### Aim of the task
Copy exactly the block of lines between the one containing "Recreate this image" and the one containing "import React from", inclusive.

### Provided records
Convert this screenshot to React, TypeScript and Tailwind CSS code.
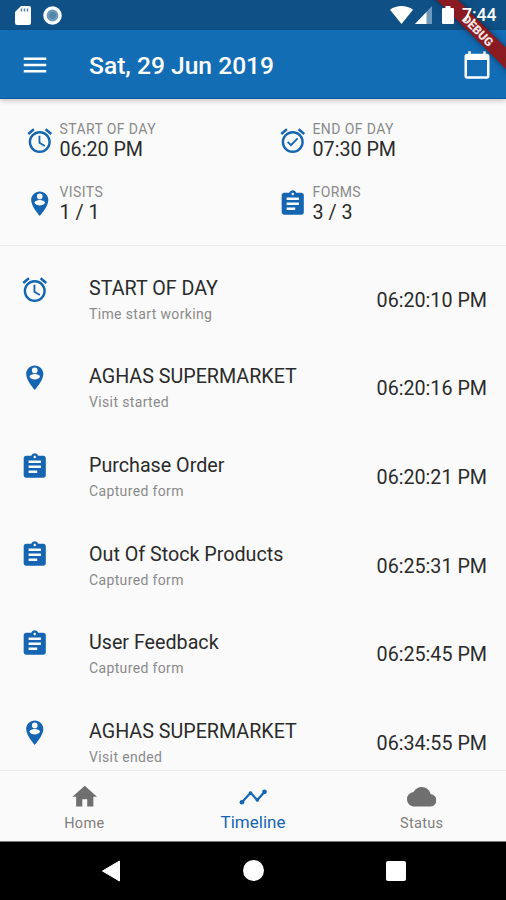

* * *

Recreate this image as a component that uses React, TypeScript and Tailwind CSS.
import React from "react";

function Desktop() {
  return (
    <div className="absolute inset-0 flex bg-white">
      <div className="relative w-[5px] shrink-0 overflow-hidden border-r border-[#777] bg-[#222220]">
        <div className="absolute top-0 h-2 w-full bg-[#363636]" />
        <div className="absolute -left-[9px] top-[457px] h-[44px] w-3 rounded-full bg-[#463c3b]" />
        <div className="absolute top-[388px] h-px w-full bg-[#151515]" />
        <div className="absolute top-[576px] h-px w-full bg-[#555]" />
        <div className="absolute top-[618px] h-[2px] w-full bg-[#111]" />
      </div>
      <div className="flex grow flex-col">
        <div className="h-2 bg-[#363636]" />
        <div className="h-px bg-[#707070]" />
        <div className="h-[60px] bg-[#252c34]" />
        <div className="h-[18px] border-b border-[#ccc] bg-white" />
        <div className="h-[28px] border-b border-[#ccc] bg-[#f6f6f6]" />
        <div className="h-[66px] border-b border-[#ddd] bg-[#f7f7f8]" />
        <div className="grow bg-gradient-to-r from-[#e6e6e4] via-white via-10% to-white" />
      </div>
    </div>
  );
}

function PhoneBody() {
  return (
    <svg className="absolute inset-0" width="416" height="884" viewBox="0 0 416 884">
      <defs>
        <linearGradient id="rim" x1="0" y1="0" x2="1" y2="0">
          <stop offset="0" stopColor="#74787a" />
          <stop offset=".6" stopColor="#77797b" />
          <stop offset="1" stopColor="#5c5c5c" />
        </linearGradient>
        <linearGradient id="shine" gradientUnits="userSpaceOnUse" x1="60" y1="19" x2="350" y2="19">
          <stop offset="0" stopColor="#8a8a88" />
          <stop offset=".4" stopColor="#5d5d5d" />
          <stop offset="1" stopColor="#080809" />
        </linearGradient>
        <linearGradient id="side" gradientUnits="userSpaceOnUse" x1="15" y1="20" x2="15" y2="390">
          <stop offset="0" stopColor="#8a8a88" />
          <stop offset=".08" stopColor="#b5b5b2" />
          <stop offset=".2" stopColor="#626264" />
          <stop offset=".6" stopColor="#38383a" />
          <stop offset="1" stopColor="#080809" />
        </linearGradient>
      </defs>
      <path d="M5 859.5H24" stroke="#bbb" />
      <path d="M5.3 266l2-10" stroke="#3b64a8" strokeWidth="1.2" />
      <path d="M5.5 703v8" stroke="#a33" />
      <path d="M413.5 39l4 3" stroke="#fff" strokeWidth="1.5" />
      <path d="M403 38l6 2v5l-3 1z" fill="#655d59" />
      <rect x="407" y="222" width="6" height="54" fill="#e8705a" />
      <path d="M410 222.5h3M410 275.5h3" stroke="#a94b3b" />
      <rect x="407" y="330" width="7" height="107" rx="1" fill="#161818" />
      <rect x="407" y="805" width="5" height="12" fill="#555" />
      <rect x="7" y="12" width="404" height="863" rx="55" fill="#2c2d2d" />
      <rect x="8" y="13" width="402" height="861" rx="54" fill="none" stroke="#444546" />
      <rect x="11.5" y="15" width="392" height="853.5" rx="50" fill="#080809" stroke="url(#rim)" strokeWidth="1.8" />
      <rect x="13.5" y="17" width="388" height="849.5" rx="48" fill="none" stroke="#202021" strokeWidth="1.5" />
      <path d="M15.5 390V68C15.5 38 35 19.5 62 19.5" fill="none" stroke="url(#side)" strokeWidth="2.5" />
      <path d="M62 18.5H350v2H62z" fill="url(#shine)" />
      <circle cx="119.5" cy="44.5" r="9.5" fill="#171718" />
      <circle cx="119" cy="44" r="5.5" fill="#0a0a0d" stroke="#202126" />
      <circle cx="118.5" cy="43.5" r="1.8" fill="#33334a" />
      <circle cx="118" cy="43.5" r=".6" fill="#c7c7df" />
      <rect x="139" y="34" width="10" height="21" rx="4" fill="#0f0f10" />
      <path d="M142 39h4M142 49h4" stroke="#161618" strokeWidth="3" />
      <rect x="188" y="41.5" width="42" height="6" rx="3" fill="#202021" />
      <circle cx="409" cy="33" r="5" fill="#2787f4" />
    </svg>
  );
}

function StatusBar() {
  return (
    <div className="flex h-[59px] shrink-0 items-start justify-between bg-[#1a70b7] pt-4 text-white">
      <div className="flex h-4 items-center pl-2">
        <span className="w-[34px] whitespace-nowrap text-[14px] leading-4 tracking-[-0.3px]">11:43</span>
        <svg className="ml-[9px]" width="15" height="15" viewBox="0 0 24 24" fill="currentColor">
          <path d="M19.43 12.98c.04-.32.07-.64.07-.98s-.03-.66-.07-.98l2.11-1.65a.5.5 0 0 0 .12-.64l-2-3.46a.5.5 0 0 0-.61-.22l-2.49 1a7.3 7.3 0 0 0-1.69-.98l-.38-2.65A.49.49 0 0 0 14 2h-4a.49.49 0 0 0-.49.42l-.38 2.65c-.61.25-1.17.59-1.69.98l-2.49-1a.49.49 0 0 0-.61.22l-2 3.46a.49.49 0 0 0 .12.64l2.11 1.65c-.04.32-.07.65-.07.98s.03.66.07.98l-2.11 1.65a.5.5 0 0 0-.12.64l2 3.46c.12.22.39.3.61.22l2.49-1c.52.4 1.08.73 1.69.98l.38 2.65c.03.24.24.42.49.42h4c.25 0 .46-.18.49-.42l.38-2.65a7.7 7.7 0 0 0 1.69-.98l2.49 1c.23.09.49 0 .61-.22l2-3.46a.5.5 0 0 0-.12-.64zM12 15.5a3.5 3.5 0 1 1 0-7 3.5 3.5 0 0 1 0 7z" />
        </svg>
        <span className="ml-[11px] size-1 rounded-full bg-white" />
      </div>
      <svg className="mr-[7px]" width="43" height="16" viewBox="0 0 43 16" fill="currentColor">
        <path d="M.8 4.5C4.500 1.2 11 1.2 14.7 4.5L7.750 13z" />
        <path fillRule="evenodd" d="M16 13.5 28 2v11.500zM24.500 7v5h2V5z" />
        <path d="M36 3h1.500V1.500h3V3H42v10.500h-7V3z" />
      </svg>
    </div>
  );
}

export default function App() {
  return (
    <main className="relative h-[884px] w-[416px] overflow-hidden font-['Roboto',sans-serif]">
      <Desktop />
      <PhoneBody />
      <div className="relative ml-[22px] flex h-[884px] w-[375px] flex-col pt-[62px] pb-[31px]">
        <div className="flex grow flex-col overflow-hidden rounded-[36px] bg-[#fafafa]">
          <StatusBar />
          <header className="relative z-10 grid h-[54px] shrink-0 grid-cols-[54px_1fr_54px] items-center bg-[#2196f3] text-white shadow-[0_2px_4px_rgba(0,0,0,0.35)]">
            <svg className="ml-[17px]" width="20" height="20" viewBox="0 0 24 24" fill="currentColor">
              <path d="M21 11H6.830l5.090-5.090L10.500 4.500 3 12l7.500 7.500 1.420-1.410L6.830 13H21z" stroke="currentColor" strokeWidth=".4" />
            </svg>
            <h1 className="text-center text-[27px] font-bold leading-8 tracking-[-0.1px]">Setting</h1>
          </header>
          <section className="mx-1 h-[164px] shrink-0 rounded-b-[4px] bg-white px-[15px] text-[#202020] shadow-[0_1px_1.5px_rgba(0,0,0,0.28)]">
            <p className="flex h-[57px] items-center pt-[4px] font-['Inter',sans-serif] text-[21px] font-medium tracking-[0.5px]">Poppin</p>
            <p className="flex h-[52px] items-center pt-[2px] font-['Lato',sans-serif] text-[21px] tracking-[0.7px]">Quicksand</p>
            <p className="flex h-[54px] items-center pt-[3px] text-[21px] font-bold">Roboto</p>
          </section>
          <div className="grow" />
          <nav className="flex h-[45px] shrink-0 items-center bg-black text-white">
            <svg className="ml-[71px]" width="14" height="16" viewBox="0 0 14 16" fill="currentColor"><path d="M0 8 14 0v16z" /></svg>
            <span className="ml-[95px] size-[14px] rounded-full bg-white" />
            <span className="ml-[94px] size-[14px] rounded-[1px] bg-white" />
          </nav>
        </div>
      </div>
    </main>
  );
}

### Task response
Recreate this image as a component that uses React, TypeScript and Tailwind CSS.
import React from "react";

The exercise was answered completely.